Update: the $\lambda_{k}$ are eigenvalues of any domain D in $\mathbb{R}^{2}$:

  1. $\lambda_{k}<\lambda_{k+1}<....$
  2. $\lambda_{k}=\frac{4\pi}{|D|}k+c_{2}\sqrt{k}+o(\sqrt{k})$
  3. $\sum^{k}_{j\geq 1}\lambda_{j}\geq \frac{2\pi}{|D|}k^{2}\Rightarrow \lambda_{k}\geq \frac{2\pi}{|D|}k$ (Li-Yau)

The counterexamples below were before the update, where we only assumed $\frac{\lambda_{k}}{k}\to c$ (but they seem to include monotonicity too).

Q:Since the line of convergence is $Re(z)=0$, is there any way to analytic continue this series in a neighbourhood of zero, in order to apply some of the known tauberian theorems.

Please, I prefer just hints to help me practice.

Attempts

0)The $\lambda_{k}$ correspond to the Dirichlet-Laplacian eigenvalues of a domain in $\mathbb{R}^{2}$, so I was hoping to have them fixed and only modify the $c_{k}$ for a counterexample. Or come up with the $\lambda_{k}$ and the corresponding domain, that gives a counterexample.

1)The proof of Abel's theorem doesn't work because it requires linear error term $|\lambda_{k}/k-c|<\frac{c'}{k}$ (from Weyl's law we have $\frac{1}{\sqrt{k}}$ error): for $|s_{N}|=|\sum_{N}c_{k}|\leq \varepsilon$ we have $|\sum_{N} c_{k} e^{-\lambda_{k}t}|\leq \varepsilon \sum_{N} ( e^{-\lambda_{k}t}- e^{-\lambda_{k+1}t})\approx \varepsilon e^{-N c_{1} t}\frac{(1-e^{-\sqrt{N+1}t c_{2}})}{(1-e^{t c_{2}})}\to \varepsilon c \sqrt{N+1}$ assuming the unproved but plausible $\lambda_{k}\geq \frac{4\pi}{|D|}k$ for large k.

2)Littlewood tauberian theorems requiring $c_{k}k=o(1)$ don't apply because we might have $c_{k}=\frac{(-1)^{k}}{k}$.
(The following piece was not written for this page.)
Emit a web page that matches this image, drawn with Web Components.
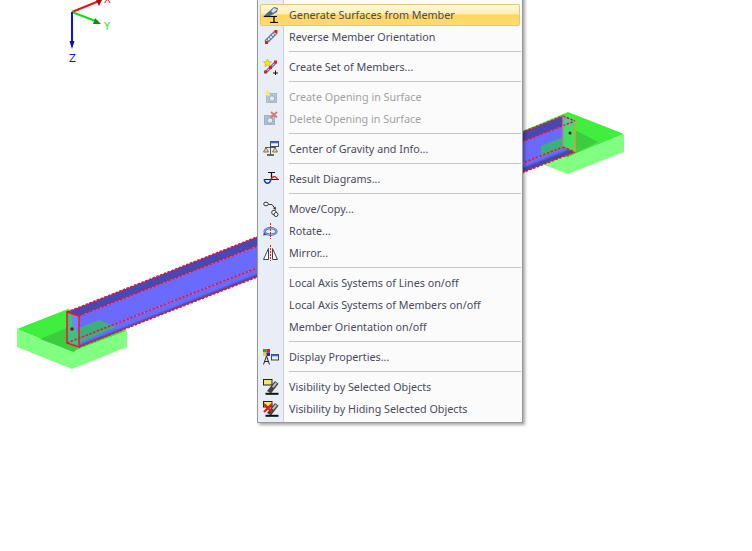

3)By having $c_{k}=\frac{(-1)^{k}}{k}$ the line of convergence of abstract Dirichlet series

$$\sum e^{-\lambda z}c_{k}$$. So analytic continuation is not clear.

is $\{z:Re(z)=0\}$. The Ostrowski–Hadamard gap theorem doesn't apply because $\lambda_{k+1}/\lambda_{k}\to 1$.

4)Borel summation method might apply: Because $\sum c_{k}^{2}<\infty$ and so $$\sqrt{k}c_{k}=o(1).$$

Moreover, $e^{-x}\sum s_{k}\frac{1}{k!}z^{k}$ is weakly Borel summable. So indeed

$$\sum_{k=1}^{\infty}e^{-kt}c_{k} \xrightarrow{t\to 0} \sum_{k=1}^{\infty}c_{k}.$$

So maybe the proof can be modified for $\lambda_{k}$ instead.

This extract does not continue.